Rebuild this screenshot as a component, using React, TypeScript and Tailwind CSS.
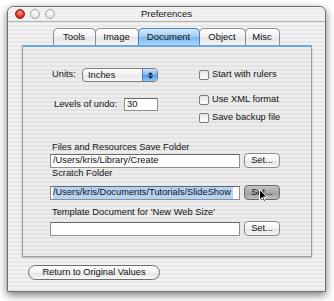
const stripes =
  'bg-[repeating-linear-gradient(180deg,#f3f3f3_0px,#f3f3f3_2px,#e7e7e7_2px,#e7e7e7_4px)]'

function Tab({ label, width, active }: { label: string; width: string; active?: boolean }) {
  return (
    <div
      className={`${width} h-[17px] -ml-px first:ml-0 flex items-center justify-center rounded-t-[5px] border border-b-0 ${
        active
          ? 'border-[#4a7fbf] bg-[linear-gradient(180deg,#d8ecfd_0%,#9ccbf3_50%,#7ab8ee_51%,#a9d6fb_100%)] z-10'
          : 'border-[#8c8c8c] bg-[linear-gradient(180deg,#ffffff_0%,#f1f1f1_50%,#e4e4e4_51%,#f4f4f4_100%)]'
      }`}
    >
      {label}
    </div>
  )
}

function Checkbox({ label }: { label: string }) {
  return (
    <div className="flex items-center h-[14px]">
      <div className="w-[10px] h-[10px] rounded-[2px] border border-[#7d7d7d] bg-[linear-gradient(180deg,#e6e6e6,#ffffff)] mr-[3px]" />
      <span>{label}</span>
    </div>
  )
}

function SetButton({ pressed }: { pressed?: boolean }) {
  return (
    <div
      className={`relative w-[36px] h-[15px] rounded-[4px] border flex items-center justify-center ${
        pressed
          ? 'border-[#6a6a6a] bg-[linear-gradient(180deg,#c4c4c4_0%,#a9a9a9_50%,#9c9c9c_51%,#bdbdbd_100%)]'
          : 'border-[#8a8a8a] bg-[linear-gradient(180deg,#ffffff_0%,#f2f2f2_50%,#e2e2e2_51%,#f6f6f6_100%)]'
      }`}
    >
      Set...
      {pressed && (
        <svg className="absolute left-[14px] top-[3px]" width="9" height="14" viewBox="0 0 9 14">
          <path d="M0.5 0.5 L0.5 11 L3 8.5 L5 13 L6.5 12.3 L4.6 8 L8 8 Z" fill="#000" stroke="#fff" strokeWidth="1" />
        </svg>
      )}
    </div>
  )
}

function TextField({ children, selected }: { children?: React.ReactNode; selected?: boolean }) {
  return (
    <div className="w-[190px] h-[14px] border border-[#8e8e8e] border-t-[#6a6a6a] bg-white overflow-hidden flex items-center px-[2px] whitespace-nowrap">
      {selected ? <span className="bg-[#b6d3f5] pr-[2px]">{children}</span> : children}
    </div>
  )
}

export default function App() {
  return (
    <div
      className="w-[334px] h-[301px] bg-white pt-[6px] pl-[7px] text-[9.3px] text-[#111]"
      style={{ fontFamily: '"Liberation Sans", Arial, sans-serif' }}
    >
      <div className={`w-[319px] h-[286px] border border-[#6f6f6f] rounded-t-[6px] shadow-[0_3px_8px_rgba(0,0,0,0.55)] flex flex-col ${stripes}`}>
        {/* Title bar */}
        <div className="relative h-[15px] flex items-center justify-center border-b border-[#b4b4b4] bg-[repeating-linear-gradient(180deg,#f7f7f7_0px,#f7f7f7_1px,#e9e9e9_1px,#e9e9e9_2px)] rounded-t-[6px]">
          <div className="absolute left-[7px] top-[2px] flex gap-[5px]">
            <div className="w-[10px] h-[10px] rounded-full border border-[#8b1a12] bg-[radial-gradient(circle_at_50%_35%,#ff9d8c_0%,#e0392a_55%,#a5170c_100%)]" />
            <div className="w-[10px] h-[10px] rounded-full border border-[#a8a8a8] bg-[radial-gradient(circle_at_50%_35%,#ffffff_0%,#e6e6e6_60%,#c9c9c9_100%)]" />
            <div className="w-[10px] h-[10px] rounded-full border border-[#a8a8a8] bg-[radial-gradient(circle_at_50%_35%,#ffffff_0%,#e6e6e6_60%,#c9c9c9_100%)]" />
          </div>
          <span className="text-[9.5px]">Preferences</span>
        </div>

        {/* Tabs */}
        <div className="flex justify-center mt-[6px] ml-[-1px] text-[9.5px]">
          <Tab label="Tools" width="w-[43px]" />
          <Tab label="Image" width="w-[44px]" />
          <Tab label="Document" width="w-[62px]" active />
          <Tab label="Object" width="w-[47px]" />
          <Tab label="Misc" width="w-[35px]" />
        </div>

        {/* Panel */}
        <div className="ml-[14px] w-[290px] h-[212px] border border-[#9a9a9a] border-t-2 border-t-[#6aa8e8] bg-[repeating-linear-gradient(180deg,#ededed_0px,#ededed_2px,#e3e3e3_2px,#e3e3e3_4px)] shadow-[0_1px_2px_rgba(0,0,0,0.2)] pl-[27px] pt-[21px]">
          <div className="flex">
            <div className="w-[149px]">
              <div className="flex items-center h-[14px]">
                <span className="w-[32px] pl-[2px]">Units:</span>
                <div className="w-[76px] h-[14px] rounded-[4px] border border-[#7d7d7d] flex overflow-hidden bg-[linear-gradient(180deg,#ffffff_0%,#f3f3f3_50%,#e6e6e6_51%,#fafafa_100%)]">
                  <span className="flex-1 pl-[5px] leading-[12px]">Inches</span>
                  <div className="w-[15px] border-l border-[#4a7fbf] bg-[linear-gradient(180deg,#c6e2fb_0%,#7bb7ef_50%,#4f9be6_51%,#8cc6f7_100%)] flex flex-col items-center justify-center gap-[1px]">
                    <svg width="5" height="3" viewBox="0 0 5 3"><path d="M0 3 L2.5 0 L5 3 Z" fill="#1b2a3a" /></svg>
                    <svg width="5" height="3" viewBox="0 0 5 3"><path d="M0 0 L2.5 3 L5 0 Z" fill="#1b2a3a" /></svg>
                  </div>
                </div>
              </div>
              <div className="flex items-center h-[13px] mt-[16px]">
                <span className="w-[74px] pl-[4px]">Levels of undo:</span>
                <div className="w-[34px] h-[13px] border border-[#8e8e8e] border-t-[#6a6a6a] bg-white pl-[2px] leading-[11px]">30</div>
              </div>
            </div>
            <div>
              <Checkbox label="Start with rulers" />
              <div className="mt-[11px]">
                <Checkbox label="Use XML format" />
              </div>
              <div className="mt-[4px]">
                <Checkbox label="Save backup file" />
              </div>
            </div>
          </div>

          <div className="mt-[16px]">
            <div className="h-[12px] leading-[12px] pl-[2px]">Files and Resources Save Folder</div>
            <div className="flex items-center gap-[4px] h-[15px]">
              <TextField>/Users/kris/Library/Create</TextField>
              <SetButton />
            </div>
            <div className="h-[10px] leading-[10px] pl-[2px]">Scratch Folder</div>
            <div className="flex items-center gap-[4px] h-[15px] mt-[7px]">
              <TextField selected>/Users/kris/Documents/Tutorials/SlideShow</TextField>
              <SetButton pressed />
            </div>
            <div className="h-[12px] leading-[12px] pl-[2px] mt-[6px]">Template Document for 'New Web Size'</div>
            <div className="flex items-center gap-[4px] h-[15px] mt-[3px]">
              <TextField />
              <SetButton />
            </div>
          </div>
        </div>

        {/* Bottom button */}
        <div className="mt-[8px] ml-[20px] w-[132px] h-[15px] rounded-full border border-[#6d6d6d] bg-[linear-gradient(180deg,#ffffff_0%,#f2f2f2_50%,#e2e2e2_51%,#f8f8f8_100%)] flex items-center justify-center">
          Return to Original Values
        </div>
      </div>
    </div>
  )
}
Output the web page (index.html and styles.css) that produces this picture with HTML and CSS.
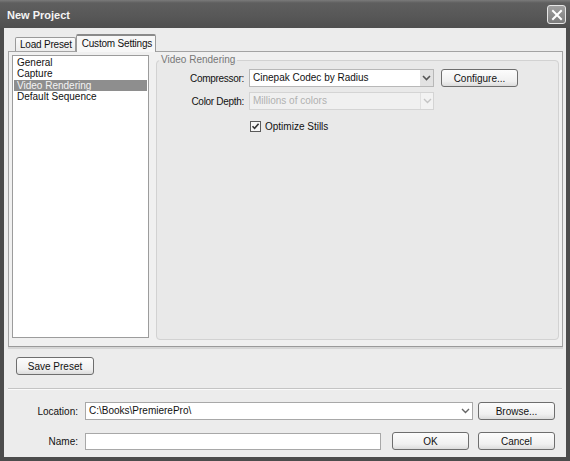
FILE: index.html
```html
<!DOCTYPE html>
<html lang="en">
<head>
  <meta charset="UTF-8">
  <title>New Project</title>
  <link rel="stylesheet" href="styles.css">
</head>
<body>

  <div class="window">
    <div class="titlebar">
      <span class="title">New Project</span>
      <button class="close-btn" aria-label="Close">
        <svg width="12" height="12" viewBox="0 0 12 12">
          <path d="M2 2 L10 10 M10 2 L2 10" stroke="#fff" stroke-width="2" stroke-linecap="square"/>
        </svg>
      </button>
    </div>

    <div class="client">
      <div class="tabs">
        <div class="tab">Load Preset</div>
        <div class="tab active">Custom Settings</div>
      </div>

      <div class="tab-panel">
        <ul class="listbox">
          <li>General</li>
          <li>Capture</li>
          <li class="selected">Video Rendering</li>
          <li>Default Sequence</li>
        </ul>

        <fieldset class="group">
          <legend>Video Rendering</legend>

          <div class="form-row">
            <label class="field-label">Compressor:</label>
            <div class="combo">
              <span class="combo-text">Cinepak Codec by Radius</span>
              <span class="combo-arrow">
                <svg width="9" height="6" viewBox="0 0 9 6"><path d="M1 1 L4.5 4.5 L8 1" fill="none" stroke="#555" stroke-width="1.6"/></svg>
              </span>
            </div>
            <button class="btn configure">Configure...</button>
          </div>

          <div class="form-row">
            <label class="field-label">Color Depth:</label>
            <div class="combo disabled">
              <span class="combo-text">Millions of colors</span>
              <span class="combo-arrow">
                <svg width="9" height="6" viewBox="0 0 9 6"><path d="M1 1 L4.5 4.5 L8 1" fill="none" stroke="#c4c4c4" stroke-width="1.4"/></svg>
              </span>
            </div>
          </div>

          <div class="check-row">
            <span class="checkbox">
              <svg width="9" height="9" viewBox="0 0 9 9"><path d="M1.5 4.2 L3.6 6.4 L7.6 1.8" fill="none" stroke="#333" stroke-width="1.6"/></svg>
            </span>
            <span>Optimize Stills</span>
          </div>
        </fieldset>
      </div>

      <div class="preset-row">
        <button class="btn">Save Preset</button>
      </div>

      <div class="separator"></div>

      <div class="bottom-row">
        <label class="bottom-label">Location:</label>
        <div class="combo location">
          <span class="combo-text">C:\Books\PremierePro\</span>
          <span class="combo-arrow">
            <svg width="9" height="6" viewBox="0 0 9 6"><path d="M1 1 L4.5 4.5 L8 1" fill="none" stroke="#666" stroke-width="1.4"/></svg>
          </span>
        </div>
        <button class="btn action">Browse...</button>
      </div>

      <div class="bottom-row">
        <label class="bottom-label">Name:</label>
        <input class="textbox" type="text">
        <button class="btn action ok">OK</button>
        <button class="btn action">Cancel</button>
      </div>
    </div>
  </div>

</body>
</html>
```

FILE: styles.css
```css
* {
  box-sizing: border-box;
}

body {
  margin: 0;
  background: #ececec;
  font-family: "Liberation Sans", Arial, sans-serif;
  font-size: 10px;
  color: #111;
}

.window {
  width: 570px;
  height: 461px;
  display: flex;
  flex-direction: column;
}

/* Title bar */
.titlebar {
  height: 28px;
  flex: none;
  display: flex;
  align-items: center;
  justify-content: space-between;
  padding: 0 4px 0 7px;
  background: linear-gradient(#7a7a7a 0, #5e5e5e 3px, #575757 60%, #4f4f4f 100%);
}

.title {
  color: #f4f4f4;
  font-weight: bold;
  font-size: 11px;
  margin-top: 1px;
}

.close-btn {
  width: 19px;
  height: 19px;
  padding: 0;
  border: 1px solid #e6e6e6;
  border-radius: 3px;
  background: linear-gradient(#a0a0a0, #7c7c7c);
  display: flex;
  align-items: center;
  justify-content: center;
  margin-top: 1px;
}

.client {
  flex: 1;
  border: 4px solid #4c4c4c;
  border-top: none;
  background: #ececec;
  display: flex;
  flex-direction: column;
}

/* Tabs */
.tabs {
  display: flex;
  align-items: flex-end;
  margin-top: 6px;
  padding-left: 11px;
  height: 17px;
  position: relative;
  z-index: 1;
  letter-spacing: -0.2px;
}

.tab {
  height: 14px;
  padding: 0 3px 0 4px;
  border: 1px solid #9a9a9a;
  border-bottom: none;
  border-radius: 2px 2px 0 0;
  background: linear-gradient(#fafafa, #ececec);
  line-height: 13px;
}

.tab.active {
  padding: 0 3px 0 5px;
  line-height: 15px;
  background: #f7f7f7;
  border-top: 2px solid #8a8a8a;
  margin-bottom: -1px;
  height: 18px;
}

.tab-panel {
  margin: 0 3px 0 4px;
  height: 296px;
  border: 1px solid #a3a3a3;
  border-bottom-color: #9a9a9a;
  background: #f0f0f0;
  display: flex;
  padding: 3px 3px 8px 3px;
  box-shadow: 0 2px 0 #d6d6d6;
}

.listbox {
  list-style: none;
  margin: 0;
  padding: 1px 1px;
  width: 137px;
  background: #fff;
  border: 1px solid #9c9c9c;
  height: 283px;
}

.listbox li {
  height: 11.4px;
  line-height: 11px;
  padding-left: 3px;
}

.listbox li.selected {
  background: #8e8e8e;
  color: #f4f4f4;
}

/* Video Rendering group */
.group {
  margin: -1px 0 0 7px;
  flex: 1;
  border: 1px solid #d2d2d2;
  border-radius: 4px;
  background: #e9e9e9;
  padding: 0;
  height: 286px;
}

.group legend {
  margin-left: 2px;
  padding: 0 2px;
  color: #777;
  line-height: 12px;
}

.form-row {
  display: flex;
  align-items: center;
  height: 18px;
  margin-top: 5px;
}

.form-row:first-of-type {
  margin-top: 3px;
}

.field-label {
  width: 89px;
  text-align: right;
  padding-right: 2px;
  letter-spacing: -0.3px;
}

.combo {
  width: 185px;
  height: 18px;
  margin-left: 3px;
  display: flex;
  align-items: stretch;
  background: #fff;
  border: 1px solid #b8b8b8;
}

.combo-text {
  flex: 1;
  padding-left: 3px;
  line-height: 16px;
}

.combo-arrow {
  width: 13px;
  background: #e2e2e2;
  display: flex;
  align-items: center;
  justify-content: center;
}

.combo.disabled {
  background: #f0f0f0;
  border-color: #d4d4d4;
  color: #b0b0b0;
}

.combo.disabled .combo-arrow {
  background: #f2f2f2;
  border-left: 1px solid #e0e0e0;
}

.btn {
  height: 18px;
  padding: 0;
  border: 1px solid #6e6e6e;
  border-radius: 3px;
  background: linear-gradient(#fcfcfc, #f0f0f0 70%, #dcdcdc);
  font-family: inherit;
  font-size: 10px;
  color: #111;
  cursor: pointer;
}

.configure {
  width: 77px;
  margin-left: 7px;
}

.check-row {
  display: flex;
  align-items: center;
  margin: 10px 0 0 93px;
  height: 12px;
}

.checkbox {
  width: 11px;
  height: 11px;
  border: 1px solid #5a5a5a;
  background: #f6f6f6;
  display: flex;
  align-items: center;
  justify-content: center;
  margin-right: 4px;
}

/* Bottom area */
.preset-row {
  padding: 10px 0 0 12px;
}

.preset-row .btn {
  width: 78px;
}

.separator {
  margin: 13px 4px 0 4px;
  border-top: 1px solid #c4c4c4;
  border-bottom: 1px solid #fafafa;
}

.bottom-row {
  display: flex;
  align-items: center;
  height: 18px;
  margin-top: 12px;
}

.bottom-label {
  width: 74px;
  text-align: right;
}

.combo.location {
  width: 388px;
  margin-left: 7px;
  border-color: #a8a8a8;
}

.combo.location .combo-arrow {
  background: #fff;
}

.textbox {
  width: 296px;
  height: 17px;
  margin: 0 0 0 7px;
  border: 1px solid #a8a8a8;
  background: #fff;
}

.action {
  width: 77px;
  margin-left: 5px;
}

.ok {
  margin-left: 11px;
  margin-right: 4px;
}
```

#####

Return all lines containing the word "React".

Finished task:
Rebuild this screenshot as a component, using React, TypeScript and Tailwind CSS.
function TextField({ children, selected }: { children?: React.ReactNode; selected?: boolean }) {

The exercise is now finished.